Kushner v City of Albany
2006 NY Slip Op 04343 [7 NY3d 726]
June 6, 2006
Court of Appeals
Published by New York State Law Reporting Bureau pursuant to Judiciary Law ยง 431.
As corrected through Wednesday, July 26, 2006


[*1]
Harry Kushner et al., Appellants,
v
City of Albany, Respondent.

Decided June 6, 2006

Kushner v City of Albany, 27 AD3d 851, affirmed.

APPEARANCES OF COUNSEL

Rothschild Law Firm, P.C., Syracuse (Martin J. Rothschild of counsel), for appellants.

Napierski, Vandenburgh & Napierski, L.L.P., Albany (Eugene Daniel Napierski of counsel), for respondent.

{**7 NY3d at 727} OPINION OF THE COURT

Memorandum.

The order of the Appellate Division should be affirmed, with costs.

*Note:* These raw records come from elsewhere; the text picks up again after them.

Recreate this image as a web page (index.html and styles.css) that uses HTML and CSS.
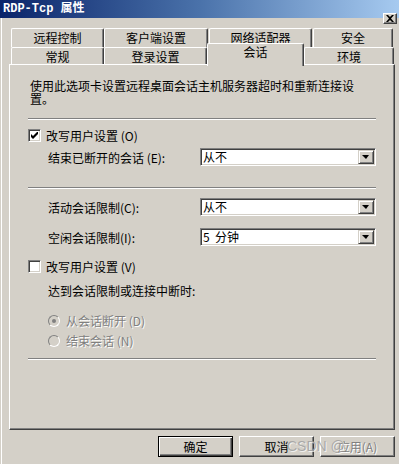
FILE: index.html
```html
<!DOCTYPE html>
<html lang="zh-CN">
<head>
  <meta charset="UTF-8">
  <title>RDP-Tcp 属性</title>
  <link rel="stylesheet" href="styles.css">
</head>
<body>
  <div class="window">
    <div class="titlebar">
      <span class="title">RDP-Tcp 属性</span>
      <span class="close">
        <svg width="8" height="7" viewBox="0 0 8 7"><path d="M0 0h2l2 2 2-2h2L5 3.5 8 7H6L4 5 2 7H0l3-3.5z" fill="#000"/></svg>
      </span>
    </div>

    <div class="tabs">
      <div class="tabrow first">
        <div class="tab w1">远程控制</div>
        <div class="tab w2">客户端设置</div>
        <div class="tab w3">网络适配器</div>
        <div class="tab w4">安全</div>
      </div>
      <div class="tabrow second">
        <div class="tab w1">常规</div>
        <div class="tab w5">登录设置</div>
        <div class="tab active">会话</div>
        <div class="tab w6">环境</div>
      </div>
    </div>

    <div class="panel">
      <div class="inner">
        <p class="desc">使用此选项卡设置远程桌面会话主机服务器超时和重新连接设置。</p>
        <div class="sep s1"></div>

        <label class="check-row r1">
          <span class="checkbox">
            <svg width="7" height="7" viewBox="0 0 7 7"><path d="M0 2v3l2 2 5-5V-1L2 4z" fill="#000"/></svg>
          </span>
          改写用户设置 (O)
        </label>
        <div class="field r2">
          <span>结束已断开的会话 (E):</span>
          <div class="combo"><span class="value">从不</span><span class="drop"><i></i></span></div>
        </div>

        <div class="sep s2"></div>
        <div class="field r3">
          <span>活动会话限制(C):</span>
          <div class="combo"><span class="value">从不</span><span class="drop"><i></i></span></div>
        </div>
        <div class="field r4">
          <span>空闲会话限制(I):</span>
          <div class="combo"><span class="value">5&nbsp; 分钟</span><span class="drop"><i></i></span></div>
        </div>

        <label class="check-row r5">
          <span class="checkbox"></span>
          改写用户设置 (V)
        </label>
        <p class="hint">达到会话限制或连接中断时:</p>
        <div class="radio-row r6 disabled"><span class="radio on"></span>从会话断开 (D)</div>
        <div class="radio-row r7 disabled"><span class="radio"></span>结束会话 (N)</div>
        <div class="sep s3"></div>
      </div>
    </div>

    <div class="footer">
      <button class="btn default">确定</button>
      <button class="btn">取消</button>
      <button class="btn disabled">应用(A)</button>
      <span class="watermark">CSDN @</span>
    </div>
  </div>
</body>
</html>
```

FILE: styles.css
```css
body {
  margin: 0;
  font-family: "Noto Sans CJK SC", "DejaVu Sans", sans-serif;
  font-size: 12px;
  color: #000;
  background-color: #d4d0c8;
}
.window {
  position: relative;
  width: 399px;
  height: 464px;
  box-sizing: border-box;
  background-color: #d4d0c8;
  box-shadow: inset 1px 0 #d4d0c8, inset 2px 0 #fff;
  overflow: hidden;
}
.titlebar {
  position: relative;
  height: 18px;
  background: linear-gradient(to right, #0a246a, #4a72aa 50%, #a6caf0);
  color: #fff;
}
.title {
  display: block;
  padding-left: 3px;
  line-height: 19px;
  font-family: "Liberation Mono", "Noto Sans CJK SC", monospace;
  font-weight: bold;
  font-size: 12px;
}
.close {
  position: absolute;
  top: 13px;
  right: 2px;
  width: 14px;
  height: 11px;
  box-sizing: border-box;
  background-color: #d4d0c8;
  border: 1px solid;
  border-color: #fff #404040 #404040 #fff;
  box-shadow: inset -1px -1px #808080;
  display: flex;
  align-items: center;
  justify-content: center;
}

/* tabs */
.tabs {
  margin: 10px 0 0 11px;
}
.tabrow {
  display: flex;
}
.tabrow.first {
  height: 19px;
}
.tabrow.second {
  height: 17px;
  align-items: flex-end;
}
.tab {
  box-sizing: border-box;
  height: 100%;
  padding-top: 2px;
  background-color: #d4d0c8;
  border-top: 1px solid #fff;
  border-left: 1px solid #fff;
  border-right: 1px solid #404040;
  box-shadow: inset -1px 0 #808080;
  border-radius: 2px 2px 0 0;
  text-align: center;
  line-height: 13px;
}
.w1 { width: 93px; }
.w2 { width: 104px; margin-right: 1px; }
.w3 { width: 103px; margin-right: 1px; }
.w4 { width: 80px; }
.w5 { width: 103px; }
.w6 { width: 90px; }
.tabrow.second .tab.active {
  position: relative;
  z-index: 1;
  width: 97px;
  height: 23px;
  margin-bottom: -2px;
  padding-top: 1px;
}

/* panel */
.panel {
  width: 386px;
  height: 366px;
  margin-left: 9px;
  box-sizing: border-box;
  border: 1px solid;
  border-color: #fff #404040 #404040 #fff;
  box-shadow: inset -1px -1px #808080;
}
.inner {
  width: 348px;
  margin-left: 18px;
  padding-top: 14px;
}
.desc {
  margin: 0;
  width: 330px;
  padding-left: 2px;
  line-height: 13px;
}
.sep {
  height: 0;
  border-top: 1px solid #808080;
  border-bottom: 1px solid #fff;
}
.s1 { margin-top: 13px; }
.s2 { margin-top: 21px; }
.s3 { margin-top: 10px; }

.check-row {
  display: flex;
  align-items: center;
  height: 15px;
  gap: 5px;
}
.r1 { margin-top: 8px; }
.r5 { margin-top: 13px; }
.checkbox {
  width: 13px;
  height: 13px;
  box-sizing: border-box;
  background-color: #fff;
  border: 1px solid;
  border-color: #808080 #fff #fff #808080;
  box-shadow: inset 1px 1px #404040, inset -1px -1px #d4d0c8;
  display: flex;
  align-items: center;
  justify-content: center;
}

.field {
  display: flex;
  align-items: center;
  padding-left: 20px;
}
.field .combo {
  margin-left: auto;
}
.r2 { margin-top: 5px; }
.r3 { margin-top: 9px; }
.r4 { margin-top: 12px; }
.combo {
  width: 176px;
  height: 18px;
  box-sizing: border-box;
  background-color: #fff;
  border: 1px solid;
  border-color: #808080 #fff #fff #808080;
  box-shadow: inset 1px 1px #404040, inset -1px -1px #d4d0c8;
  display: flex;
  align-items: center;
}
.combo .value {
  padding-left: 2px;
  line-height: 14px;
}
.drop {
  width: 16px;
  height: 14px;
  margin: 0 1px 0 auto;
  box-sizing: border-box;
  background-color: #d4d0c8;
  border: 1px solid;
  border-color: #d4d0c8 #404040 #404040 #d4d0c8;
  box-shadow: inset 1px 1px #fff, inset -1px -1px #808080;
  display: flex;
  align-items: center;
  justify-content: center;
}
.drop i {
  width: 0;
  height: 0;
  border-top: 4px solid #000;
  border-left: 4px solid transparent;
  border-right: 3px solid transparent;
  margin-left: -1px;
}

.hint {
  margin: 10px 0 0 20px;
  line-height: 14px;
}

.radio-row {
  display: flex;
  align-items: center;
  gap: 6px;
  height: 15px;
  padding-left: 20px;
}
.r6 { margin-top: 15px; }
.r7 { margin-top: 5px; }
.disabled {
  color: #808080;
  text-shadow: 1px 1px 0 #fff;
}
.radio {
  width: 12px;
  height: 12px;
  box-sizing: border-box;
  border-radius: 50%;
  border: 1px solid;
  border-color: #808080 #fff #fff #808080;
  background-color: #d4d0c8;
  display: flex;
  align-items: center;
  justify-content: center;
}
.radio.on::after {
  content: "";
  width: 4px;
  height: 4px;
  border-radius: 50%;
  background-color: #808080;
}

/* buttons */
.footer {
  position: relative;
  display: flex;
  justify-content: flex-end;
  gap: 6px;
  margin-top: 6px;
  padding-right: 4px;
}
.btn {
  width: 75px;
  height: 21px;
  box-sizing: border-box;
  padding: 0;
  font-family: inherit;
  font-size: 12px;
  color: #000;
  background-color: #d4d0c8;
  border: 1px solid;
  border-color: #fff #404040 #404040 #fff;
  box-shadow: inset -1px -1px #808080;
}
.btn.default {
  border: 1px solid #000;
  box-shadow: inset 1px 1px #fff, inset -1px -1px #404040, inset -2px -2px #808080;
}
.btn.disabled {
  color: #808080;
  text-shadow: 1px 1px 0 #fff;
}
.watermark {
  position: absolute;
  left: 287px;
  top: 1px;
  font-family: "Liberation Sans", "Noto Sans CJK SC", sans-serif;
  font-size: 14px;
  line-height: 19px;
  color: rgba(160, 160, 160, 0.85);
  text-shadow: 1px 1px 0 rgba(255, 255, 255, 0.7);
  pointer-events: none;
}
```
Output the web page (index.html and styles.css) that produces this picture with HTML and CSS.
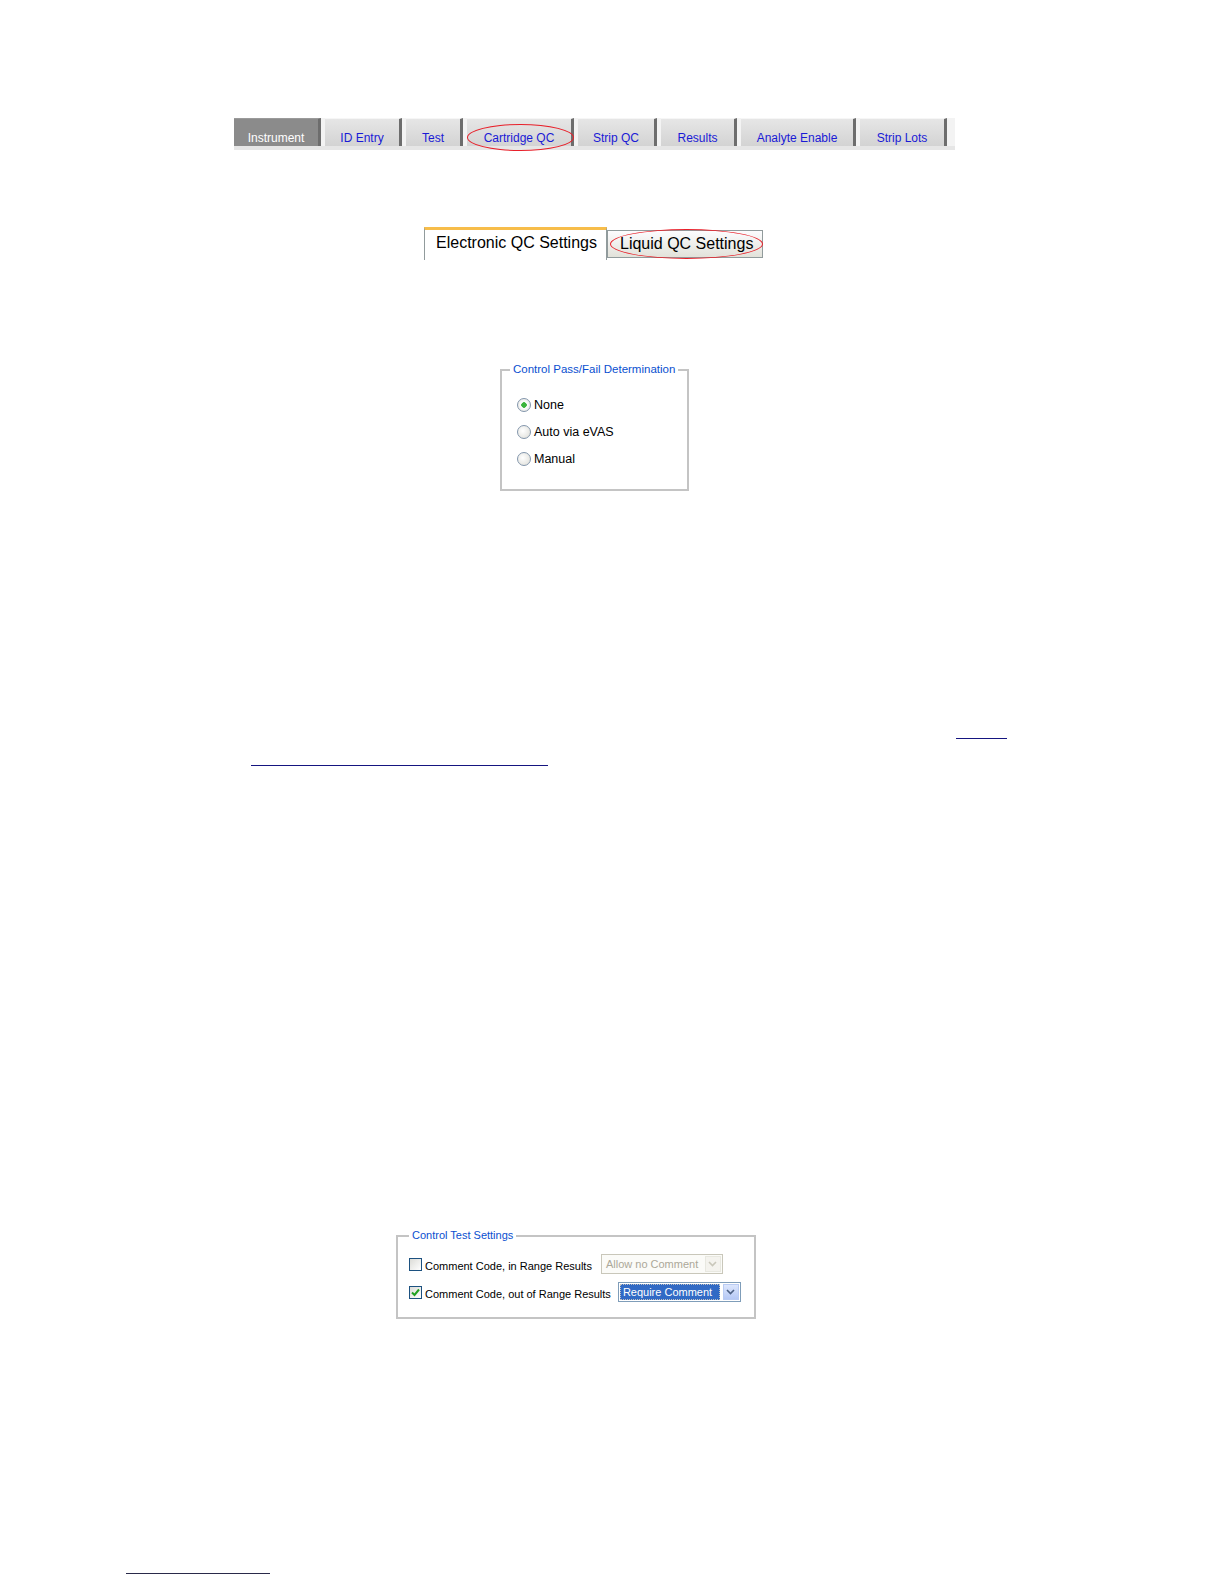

The Appellate Division properly determined that plaintiffs failed to raise a triable issue of fact sufficient to withstand a motion for a directed verdict on the question of whether plaintiff's alleged injuries resulted from an affirmative act of negligence that would preclude defendant City of Albany from relying on its prior written notice law (see Amabile v City of Buffalo, 93 NY2d 471, 473-474 [1999]).

Chief Judge Kaye and Judges G.B. Smith, Ciparick, Rosenblatt, Graffeo, Read and R.S. Smith concur.

On review of submissions pursuant to section 500.11 of the Rules of the Court of Appeals (22 NYCRR 500.11), order affirmed, with costs, in a memorandum.